Set out each line from the following listing that includes the word "components".

━━━ Raw data

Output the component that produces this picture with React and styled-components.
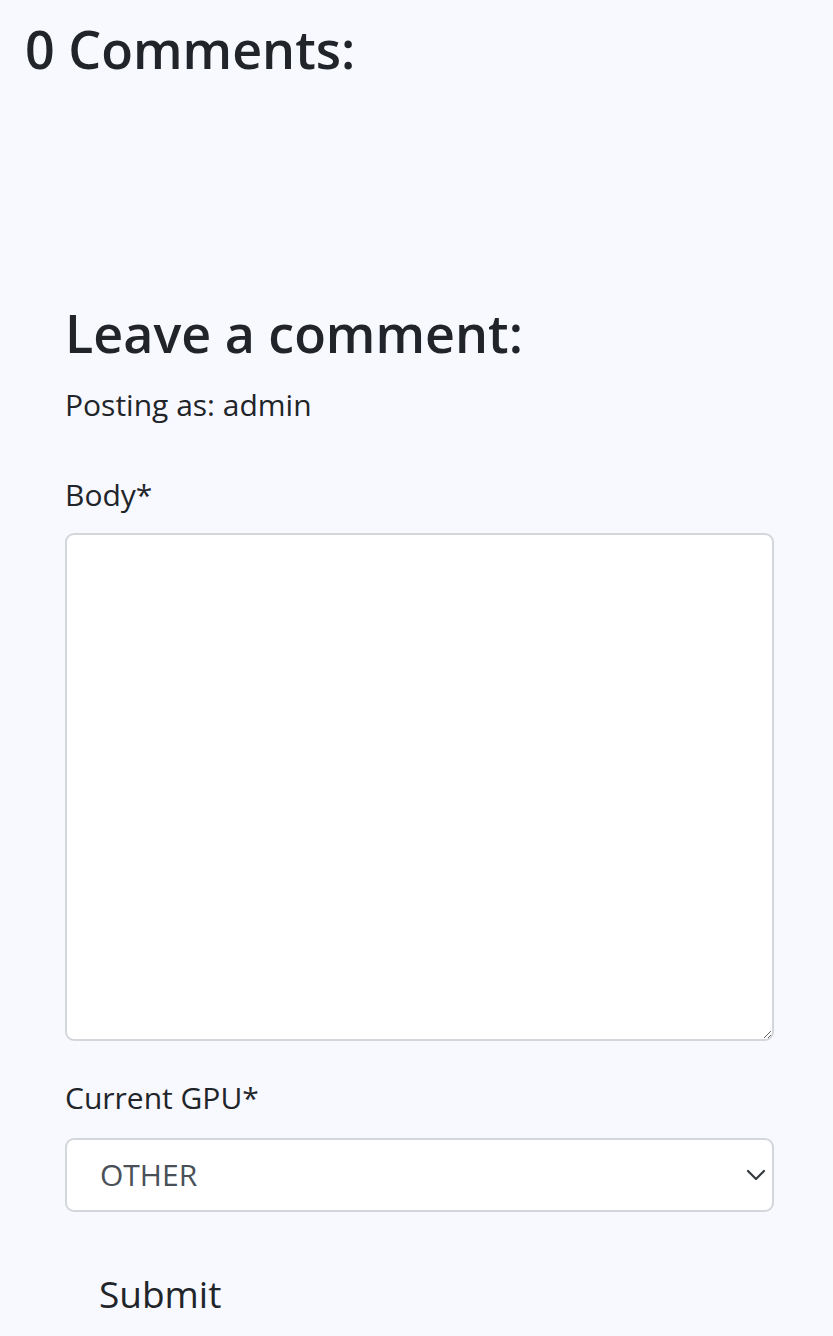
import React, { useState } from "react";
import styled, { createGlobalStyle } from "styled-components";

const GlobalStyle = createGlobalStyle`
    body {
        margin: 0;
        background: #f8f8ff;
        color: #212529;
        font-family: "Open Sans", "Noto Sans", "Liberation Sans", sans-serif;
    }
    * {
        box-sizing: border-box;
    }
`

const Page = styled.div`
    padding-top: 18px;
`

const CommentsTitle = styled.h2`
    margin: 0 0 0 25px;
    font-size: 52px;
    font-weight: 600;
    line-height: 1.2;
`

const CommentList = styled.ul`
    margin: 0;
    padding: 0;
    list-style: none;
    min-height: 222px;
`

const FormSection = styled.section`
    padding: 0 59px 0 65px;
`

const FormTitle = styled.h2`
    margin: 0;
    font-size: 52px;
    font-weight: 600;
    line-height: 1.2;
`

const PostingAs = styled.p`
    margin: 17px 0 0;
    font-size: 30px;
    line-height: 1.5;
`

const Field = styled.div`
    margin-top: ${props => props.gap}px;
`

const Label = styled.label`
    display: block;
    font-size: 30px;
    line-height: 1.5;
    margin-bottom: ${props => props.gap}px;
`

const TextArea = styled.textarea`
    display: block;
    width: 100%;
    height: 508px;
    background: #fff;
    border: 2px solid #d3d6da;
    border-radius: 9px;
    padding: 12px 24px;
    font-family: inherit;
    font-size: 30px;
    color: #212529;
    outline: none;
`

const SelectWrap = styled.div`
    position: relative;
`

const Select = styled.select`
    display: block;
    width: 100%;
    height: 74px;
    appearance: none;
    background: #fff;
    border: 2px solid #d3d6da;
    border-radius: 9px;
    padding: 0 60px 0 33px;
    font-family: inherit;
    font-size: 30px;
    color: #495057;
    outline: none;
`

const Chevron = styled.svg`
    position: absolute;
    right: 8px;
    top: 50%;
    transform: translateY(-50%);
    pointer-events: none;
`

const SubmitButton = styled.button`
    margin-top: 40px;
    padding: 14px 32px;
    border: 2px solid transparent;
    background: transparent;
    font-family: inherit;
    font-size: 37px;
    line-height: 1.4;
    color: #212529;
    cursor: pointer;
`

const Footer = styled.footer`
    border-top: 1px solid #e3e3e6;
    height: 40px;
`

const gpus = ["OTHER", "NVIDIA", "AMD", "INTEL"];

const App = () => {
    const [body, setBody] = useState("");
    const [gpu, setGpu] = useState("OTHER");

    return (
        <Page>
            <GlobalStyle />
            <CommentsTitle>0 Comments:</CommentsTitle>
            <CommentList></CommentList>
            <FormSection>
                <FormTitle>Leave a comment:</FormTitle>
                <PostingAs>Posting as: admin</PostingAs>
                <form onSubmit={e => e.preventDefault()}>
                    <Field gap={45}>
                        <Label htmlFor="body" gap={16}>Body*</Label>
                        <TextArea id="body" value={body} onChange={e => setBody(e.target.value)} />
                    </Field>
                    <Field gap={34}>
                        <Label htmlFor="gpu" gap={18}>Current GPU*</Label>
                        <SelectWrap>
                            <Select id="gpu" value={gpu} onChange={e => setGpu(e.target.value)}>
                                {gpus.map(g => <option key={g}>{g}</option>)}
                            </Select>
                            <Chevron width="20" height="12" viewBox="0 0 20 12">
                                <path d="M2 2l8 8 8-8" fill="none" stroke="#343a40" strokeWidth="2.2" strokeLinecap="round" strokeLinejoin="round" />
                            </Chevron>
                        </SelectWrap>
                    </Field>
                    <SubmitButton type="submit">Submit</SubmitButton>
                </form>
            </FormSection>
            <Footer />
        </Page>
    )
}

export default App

━━━━━━

• [The solution]
Output the component that produces this picture with React and styled-components.
import styled, { createGlobalStyle } from "styled-components";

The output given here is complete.